GridGain Developers Hub

Handling Large Objects

Working with larger objects requires specific considerations. If you handle them incorrectly, it may lead to worsened performance.

Multipage Objects

If the object is large enough to occupy multiple pages in the database, it causes multiple page reads each time it is called, which may mean reduced performance. By default, each page is 4KB, but you can adjust it up to 16KB by using the DataStorageConfiguration.pageSize parameter.

Objects that take multiple pages may also lead to wasted space and fragmentation - for example, if your objects are 5KB, but page is only 4KB, 3KB will be allocated to other data or wasted. Use the pageFillFactor metric to see how well pages in your database are filled.

When you use in-memory clusters to store large objects and have eviction policies configured, make sure that there is always enough memory to store new objects. When memory is almost full, eviction mechanism kicks in and removes old objects according to eviction policy.

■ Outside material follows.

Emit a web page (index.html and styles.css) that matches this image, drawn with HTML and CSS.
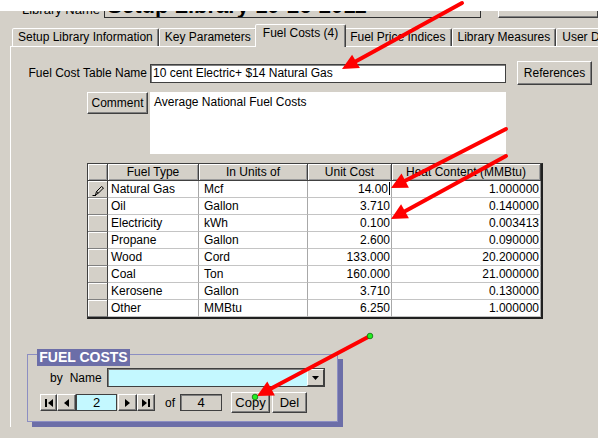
FILE: index.html
```html
<!DOCTYPE html>
<html lang="en">
<head>
<meta charset="utf-8">
<title>Fuel Costs</title>
<link rel="stylesheet" href="styles.css">
</head>
<body>
<div class="page">
  <div class="doc-top"></div>
  <div class="window">
    <div class="libname-clip">
      <div class="libname-row">
        <span class="libname-label">Library Name</span>
        <div class="libname-input">Setup Library 10-26-2011</div>
        <div class="libname-btn"></div>
      </div>
    </div>

    <div class="tabs">
      <div class="tab">Setup Library Information</div>
      <div class="tab">Key Parameters</div>
      <div class="tab active">Fuel Costs (4)</div>
      <div class="tab">Fuel Price Indices</div>
      <div class="tab">Library Measures</div>
      <div class="tab">User Defined</div>
    </div>

    <div class="panel">
      <div class="name-row">
        <span class="name-label">Fuel Cost Table Name</span>
        <div class="textbox name-box">10 cent Electric+ $14 Natural Gas</div>
        <button class="btn refs">References</button>
      </div>

      <div class="comment-row">
        <div class="comment-cell"><button class="btn comment-btn">Comment</button></div>
        <div class="comment-box">Average National Fuel Costs</div>
      </div>

      <table class="grid">
        <colgroup>
          <col class="c-sel"><col class="c-type"><col class="c-unit"><col class="c-cost"><col class="c-heat">
        </colgroup>
        <thead>
          <tr><th></th><th>Fuel Type</th><th>In Units of</th><th>Unit Cost</th><th>Heat Content (MMBtu)</th></tr>
        </thead>
        <tbody>
          <tr>
            <td class="sel"><svg class="pencil" width="13" height="11" viewBox="0 0 13 11"><path d="M0.5 10.5h3.5" stroke="#000" fill="none"/><path d="M3.5 10 4.5 6.5 9.5 1.5 11.5 3 6.5 8Z" stroke="#000" fill="none"/><path d="M4.5 6.5 6.5 8" stroke="#000"/></svg></td>
            <td class="txt">Natural Gas</td><td class="unit">Mcf</td><td class="num">14.00<span class="caret"></span></td><td class="num">1.000000</td>
          </tr>
          <tr><td class="sel"></td><td class="txt">Oil</td><td class="unit">Gallon</td><td class="num">3.710</td><td class="num">0.140000</td></tr>
          <tr><td class="sel"></td><td class="txt">Electricity</td><td class="unit">kWh</td><td class="num">0.100</td><td class="num">0.003413</td></tr>
          <tr><td class="sel"></td><td class="txt">Propane</td><td class="unit">Gallon</td><td class="num">2.600</td><td class="num">0.090000</td></tr>
          <tr><td class="sel"></td><td class="txt">Wood</td><td class="unit">Cord</td><td class="num">133.000</td><td class="num">20.200000</td></tr>
          <tr><td class="sel"></td><td class="txt">Coal</td><td class="unit">Ton</td><td class="num">160.000</td><td class="num">21.000000</td></tr>
          <tr><td class="sel"></td><td class="txt">Kerosene</td><td class="unit">Gallon</td><td class="num">3.710</td><td class="num">0.130000</td></tr>
          <tr><td class="sel"></td><td class="txt">Other</td><td class="unit">MMBtu</td><td class="num">6.250</td><td class="num">1.000000</td></tr>
        </tbody>
      </table>

      <div class="group">
        <div class="group-title">FUEL COSTS</div>
        <div class="by-row">
          <span class="by-label"><span>by</span><span class="by-name">Name</span></span>
          <div class="combo">
            <div class="combo-btn"><svg width="7" height="4" viewBox="0 0 7 4"><path d="M0 0h7L3.5 4Z" fill="#000"/></svg></div>
          </div>
        </div>
        <div class="nav-row">
          <button class="btn nav w17"><svg width="8" height="8" viewBox="0 0 8 8"><rect x="0" y="0" width="2" height="8" fill="#000"/><path d="M8 0v8L3 4Z" fill="#000"/></svg></button>
          <button class="btn nav w19"><svg width="5" height="8" viewBox="0 0 5 8"><path d="M5 0v8L0 4Z" fill="#000"/></svg></button>
          <div class="rec-box">2</div>
          <button class="btn nav w19 gap1"><svg width="5" height="8" viewBox="0 0 5 8"><path d="M0 0v8L5 4Z" fill="#000"/></svg></button>
          <button class="btn nav w18"><svg width="8" height="8" viewBox="0 0 8 8"><path d="M0 0v8L5 4Z" fill="#000"/><rect x="6" y="0" width="2" height="8" fill="#000"/></svg></button>
          <span class="of">of</span>
          <div class="count-box">4</div>
          <button class="btn copy">Copy</button>
          <button class="btn del">Del</button>
        </div>
      </div>
    </div>
  </div>

  <svg class="annot" width="598" height="438" viewBox="0 0 598 438">
    <g stroke="#ff0000" stroke-width="4" stroke-linecap="round" fill="none">
      <line x1="462" y1="3" x2="356" y2="61.3"/>
      <line x1="506" y1="129" x2="405.2" y2="180.7"/>
      <line x1="506" y1="156" x2="405" y2="211.3"/>
      <line x1="370" y1="336" x2="271.1" y2="388.5"/>
    </g>
    <g fill="#ff0000">
      <polygon points="342,69 359.9,67.9 352.1,54.7"/>
      <polygon points="391,188 408.9,187.8 401.5,173.6"/>
      <polygon points="391,219 408.9,218.3 401.1,204.3"/>
      <polygon points="257,396 274.9,395.6 267.3,381.4"/>
    </g>
    <g fill="#22ee22" stroke="#107010" stroke-width="0.8">
      <circle cx="370" cy="336" r="2.8"/>
      <circle cx="255" cy="397" r="2.8"/>
    </g>
  </svg>
</div>
</body>
</html>
```
FILE: styles.css
```css
* { box-sizing: border-box; }

html, body {
  margin: 0;
  padding: 0;
  background: #fff;
}

body {
  font-family: "Liberation Sans", Arial, sans-serif;
  font-size: 12px;
  color: #000;
}

.page {
  position: relative;
  width: 598px;
  height: 438px;
  overflow: hidden;
}

.doc-top {
  height: 11px;
  background: #fff;
}

.window {
  height: 427px;
  background: #d4d0c8;
  padding-left: 10px;
  overflow: hidden;
}

/* library name strip, only its lower edge shows */
.libname-clip {
  height: 7px;
  overflow: hidden;
}

.libname-row {
  display: flex;
  align-items: flex-end;
  height: 26px;
  margin-top: -19px;
  white-space: nowrap;
}

.libname-label {
  width: 100px;
  padding-left: 12px;
  margin-bottom: 1px;
  font-size: 13px;
  line-height: 15px;
  overflow: hidden;
}

.libname-input {
  width: 403px;
  height: 26px;
  padding: 2px 0 0 2px;
  border: 1px solid #303030;
  background: #d4d0c8;
  font-size: 22px;
  font-weight: bold;
  line-height: 22px;
  overflow: hidden;
}

.libname-btn {
  flex: none;
  width: 100px;
  height: 26px;
  margin-left: 17px;
  border: 1px solid;
  border-color: #fff #404040 #404040 #fff;
  box-shadow: inset 0 -1px 0 #808080;
}

/* tab strip */
.tabs {
  display: flex;
  align-items: flex-end;
  height: 22px;
  margin: 6px 0 0 2px;
  white-space: nowrap;
}

.tab {
  flex: none;
  height: 18px;
  padding: 0 5px;
  line-height: 16px;
  border: 1px solid;
  border-bottom: 0;
  border-color: #fff #404040 transparent #fff;
  border-radius: 2px 2px 0 0;
  box-shadow: inset -1px 0 0 #808080;
  background: #d4d0c8;
}

.tab.active {
  position: relative;
  z-index: 1;
  height: 23px;
  margin: 0 -2px -1px;
  padding: 0 7px;
}

.panel {
  height: 381px;
  border-top: 1px solid #fff;
  border-left: 1px solid #fff;
}

/* buttons and fields */
.btn {
  display: flex;
  align-items: center;
  justify-content: center;
  flex: none;
  padding: 0;
  margin: 0;
  font: inherit;
  color: #000;
  background: #d4d0c8;
  border: 1px solid;
  border-color: #fff #404040 #404040 #fff;
  box-shadow: inset -1px -1px 0 #808080;
}

.textbox {
  background: #fff;
  border: 1px solid #404040;
  box-shadow: inset 1px 1px 0 #808080;
}

.name-row {
  display: flex;
  align-items: center;
  height: 24px;
  margin-top: 14px;
}

.name-label {
  width: 139px;
  padding-right: 3px;
  text-align: right;
  white-space: nowrap;
}

.name-box {
  width: 356px;
  height: 19px;
  padding-left: 2px;
  line-height: 17px;
  white-space: nowrap;
}

.refs {
  width: 75px;
  height: 24px;
  margin-left: 11px;
}

.comment-row {
  display: flex;
  margin-top: 7px;
}

.comment-cell {
  display: flex;
  justify-content: flex-end;
  width: 139px;
  padding-right: 2px;
}

.comment-btn {
  width: 61px;
  height: 22px;
}

.comment-box {
  width: 356px;
  height: 62px;
  padding: 3px 4px;
  line-height: 14px;
  background: #fff;
}

/* fuel grid */
.grid {
  margin: 9px 0 0 76px;
  width: 456px;
  table-layout: fixed;
  border-collapse: separate;
  border-spacing: 0;
  border-top: 1px solid #404040;
  border-left: 1px solid #404040;
  border-right: 2px solid #202020;
  border-bottom: 2px solid #202020;
}

.c-sel { width: 20px; }
.c-type { width: 91px; }
.c-unit { width: 109px; }
.c-cost { width: 84px; }
.c-heat { width: 149px; }

.grid th {
  padding: 0;
  font-weight: normal;
  line-height: 16px;
  text-align: center;
  white-space: nowrap;
  overflow: hidden;
  background: #d4d0c8;
  border-right: 1px solid #404040;
  border-bottom: 1px solid #404040;
  box-shadow: inset 1px 1px 0 #fff, inset -1px -1px 0 #9a9a9a;
}

.grid td {
  padding: 0 3px;
  line-height: 16px;
  white-space: nowrap;
  overflow: hidden;
  background: #fff;
  border-right: 1px solid #a8a8a8;
  border-bottom: 1px solid #c4c4c4;
}

.grid td.sel {
  padding: 0;
  text-align: center;
  background: #d4d0c8;
  border-right: 1px solid #404040;
  border-bottom: 1px solid #808080;
  box-shadow: inset 1px 1px 0 #fff;
}

.pencil {
  display: block;
  margin: 2px 0 0 4px;
}

.grid td.unit { padding-left: 5px; }

.grid td.num {
  padding: 0 1px 0 0;
  text-align: right;
}

.caret {
  display: inline-block;
  width: 1px;
  height: 13px;
  margin-left: 1px;
  vertical-align: -2px;
  background: #000;
}

/* record navigator group */
.group {
  display: flex;
  flex-direction: column;
  align-items: flex-start;
  width: 311px;
  height: 68px;
  margin: 35px 0 0 16px;
  border: 1px solid #8c8ec2;
  box-shadow: 5px 5px 0 #6c6ea8;
}

.group-title {
  width: 93px;
  height: 17px;
  margin: -6px 0 0 9px;
  text-align: center;
  font-size: 14px;
  font-weight: bold;
  line-height: 17px;
  color: #fff;
  background: #6c6ea8;
  white-space: nowrap;
}

.by-row {
  display: flex;
  align-items: center;
  height: 19px;
  margin: 2px 0 0 22px;
}

.by-label {
  width: 57px;
  white-space: nowrap;
}

.by-name { margin-left: 7px; }

.combo {
  display: flex;
  justify-content: flex-end;
  width: 218px;
  height: 19px;
  background: #c4f8ff;
  border: 1px solid #404040;
  box-shadow: inset 1px 1px 0 #808080;
}

.combo-btn {
  display: flex;
  align-items: center;
  justify-content: center;
  width: 17px;
  height: 17px;
  background: #d4d0c8;
  border: 1px solid;
  border-color: #fff #404040 #404040 #fff;
}

.nav-row {
  display: flex;
  align-items: center;
  height: 21px;
  margin: 5px 0 0 12px;
}

.nav { height: 17px; }
.w17 { width: 17px; }
.w18 { width: 18px; }
.w19 { width: 19px; }
.gap1 { margin-left: 1px; }

.rec-box {
  width: 41px;
  height: 17px;
  line-height: 15px;
  text-align: center;
  font-size: 13px;
  background: #c4f8ff;
  border: 1px solid #404040;
}

.of {
  margin-left: 10px;
  width: 15px;
}

.count-box {
  width: 42px;
  height: 17px;
  line-height: 15px;
  text-align: center;
  font-size: 13px;
  border: 1px solid #404040;
  box-shadow: inset 1px 1px 0 #808080;
}

.copy {
  width: 39px;
  height: 21px;
  margin-left: 9px;
  font-size: 13px;
}

.del {
  width: 35px;
  height: 21px;
  margin-left: 2px;
  font-size: 13px;
}

/* annotation arrows drawn over the form */
.annot {
  position: absolute;
  left: 0;
  top: 0;
  pointer-events: none;
}
```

To give Ignite an idea of how much memory has to be freed use the setEmptyPagesPoolSize setting. It should reflect how much memory is occupied by the biggest object expected to appear.

Large Object Concurrency

When running concurrent operations of large objects, make sure you have sufficient heap memory available. Each thread will load objects in memory separately. For example, one 1MB object processed in 1000 threads will require over 1GB of heap memory.

Make sure to have sufficent memory prepared, of throttle the number of threads working with larger objects.

Large Number of Fields

When GridGain interacts with objects, it reads all fields in them, including null fields. This may lead to unexpected performance issues when the object has a large number of irrelevant or null fields.

To improve performance of your application, use smaller objects with relevant fields when possible, and avoid excessive reads of larger objects when not.

Different Schemas

When GridGain stores your object, it also creates a schema based on filled object fields to speed up interactions. If a schema already exists, it will be used for all objects that match the schema. When a new object is stored with a different filled object fields, a new schema is created. Large number of different objects causes slower object interactions compared to storing more uniform objects.

To reduce memory use for schemas and improve performance, fill your object fields in the same way when you store them. Storing multiple smaller uniform objects is generally preferred to having large objects with empty fields.